I was all revved up to see GEORGE ROMERO's new zombie burger SURVIVAL OF THE DEAD at the movie theater on Friday but I got distracted. Actually I think I was just wearing short pants and it was too hot to switch to long pants and too early in the season to expose the public to my zombie stems, so I stayed home. Later that night, at about one in the morning, I discovered that S.O.T.D. was one of those ON DEMAND "same day as theaters" specials offered up by my cable provider and I could watch it in the privacy of my own home while dressed like a deranged hillbilly. I wounded up saving some dough, having full access to my well-stocked fridge and enjoying the company of stinky cats rather than stinky humans…right on! I think I'm going to like this "same day as theaters" set-up a bunch. Will it kill movie theaters? Well movie theaters, in the words of LUNG LEG "You killed me first!"
So what is going on with this ROMERO chap anyway? SURVIVAL OF THE DEAD is a pretty weird movie. Fans that envision the film delivering an expansive apocalyptic view of the further infestation of the planet by zombies will be disappointed at best. On the other hand, if you don't mind ROMERO pulling out a magnifying glass and inspecting a strange little bubble of the mayhem, you might get a kick or two. At this point he does not seem to have neither the budget nor the inclination to keep unfolding the zombie map, so focusing on a tiny tale within his charted territory appears to suit him fine. There's a scene in SURVIVAL that shows a zombie postal worker chained to a mail box delivering the same mail over and over again and I couldn't help but wonder if that's how ROMERO might feel. His latest movie may not eclipse any of his others but it at least it shows him pulling against that chain a bit.
I'm not going to lie to you, SURVIVAL is no great shakes but ROMERO really does deserve credit for shuffling against the herd and fooling around with a couple of game changers. This joint is so myopic and audience ambivilant that it feels like ROMERO by way of JOHN SAYLES. In fact, if you can imagine the living dead invading THE SECRET OF ROAN INISH and MATEWAN you might get an idea of how unusual the overall tone is. It should be said that some of the visuals really shine, I was taken aback by an arresting shot of some animated heads propped up on a row of sticks and a glorious/bizarre PATTI SMITH looking zombie galloping on a horse while skeletal branches wave overhead. It's an overall crisp looking film that takes full advantage of the damp vibrant verdure that surrounds its autumnal island enviroment. It's a nice change of pallette after a career of mostly gritty visuals (or maybe my HD TV just frickin' rocks!!!)

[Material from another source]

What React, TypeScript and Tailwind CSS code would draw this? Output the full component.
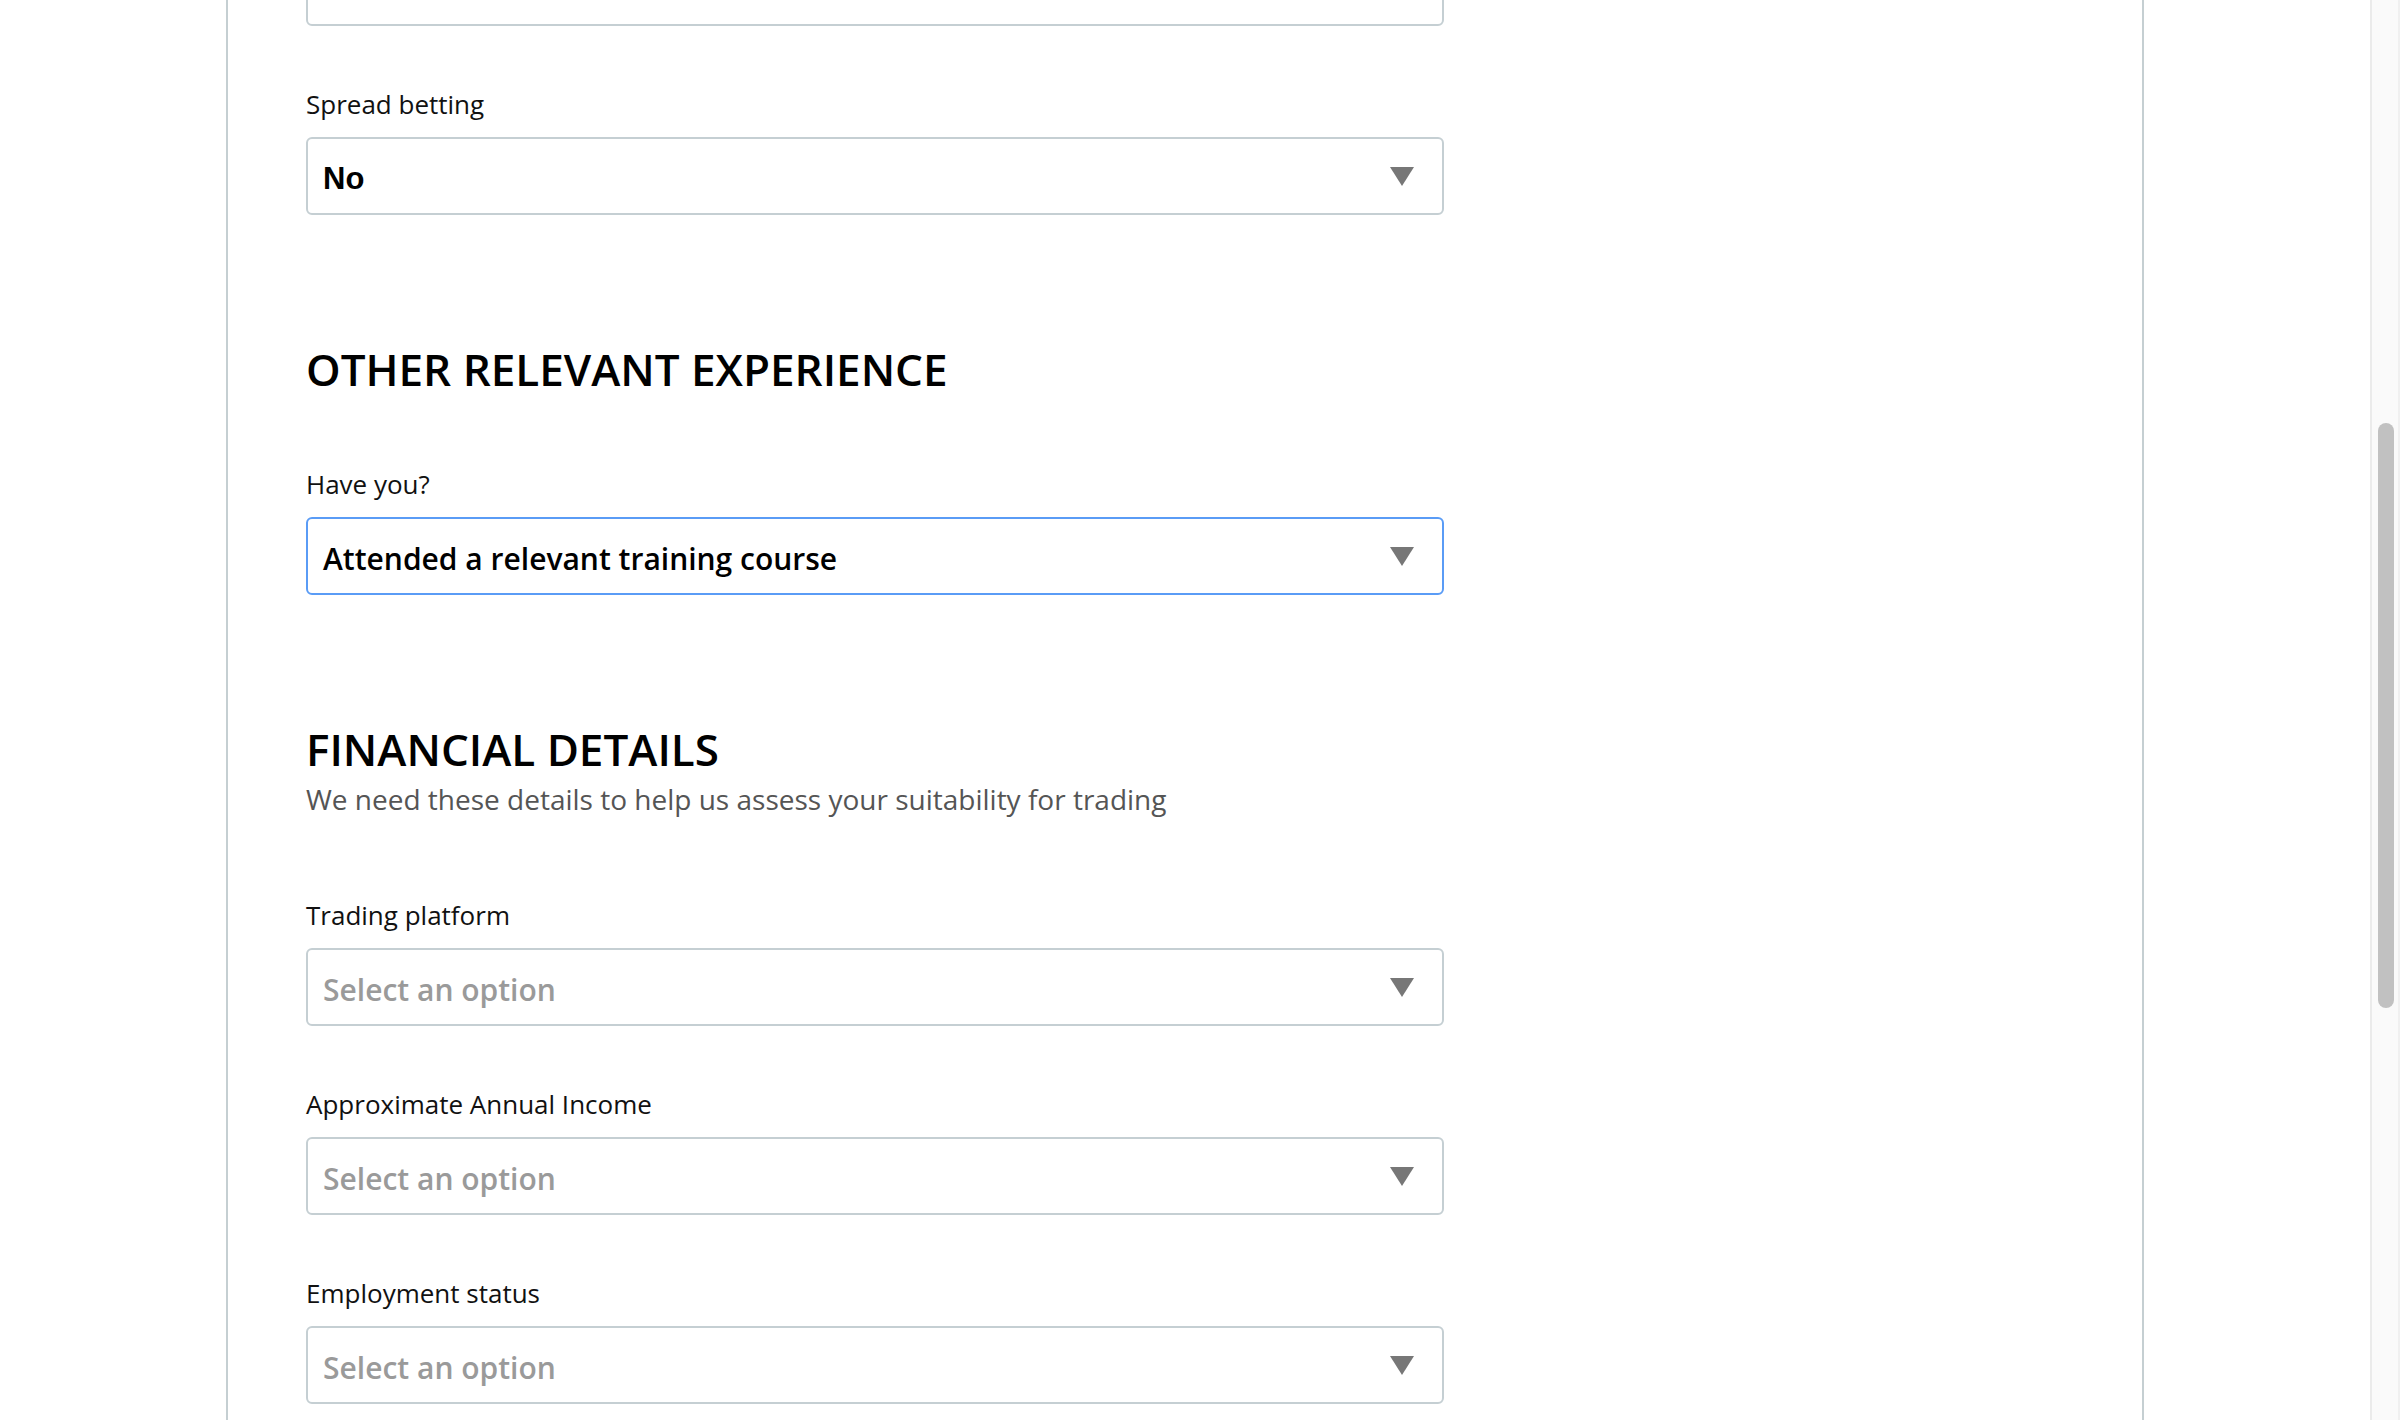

The problem is that the story involving two rival families with opposing views on how to face the undead does not satisfy as much as the ones that satellite it and that the specter of death, the battery of a living dead movie really, is nowhere to be found. The zombies here may as well be robots; they're so clean and acceptable and they seem to putter around like firecrackers waiting to be lit and nothing more. Luckily there's an ace up ROMERO's sleeve named ALAN VAN SPRANG who SPRANG my VAN ALAN every time he was on screen. His character Sarge Crockett (who we got glimpse of in DIARY OF THE DEAD) is a charismatic throwback to the "scoundrel with a soul" archetypes of yesteryear. He carries the film to such a degree that it wilts when he's not present and his benching during the film's climax leaves it kind of flat.
I don't blame ROMERO, an older gentleman himself, for focusing on the misguided wrinkly patriarchs whose stubborn refusal to budge destroys everything that they hold dear. It's a nifty, maybe too forced parable for the inanities of war (Happy Memorial Day!) that probably inspired the entire film to begin with. Still, it's rather a wet blanket considering the stronger more enticing routes that he bypasses to get to his final shot. I was left feeling strangely similar to the way I did after watching THE HUMAN CENTIPEDE, that I had just seen a passable "C" movie worth watching for one lone "A" performance.
It will surprise exactly nobody that SURVIVAL ends with the threat of yet another entry in the series soon to come. If VAN SPRANG is signed on then frankly, so am I. Here's to hoping that in that next venture ROMERO will remember to invite that good old, worm-infested Grim Reaper too. A zombie movie that neglects to revel in decomposition is just begging to leave its target audience cold.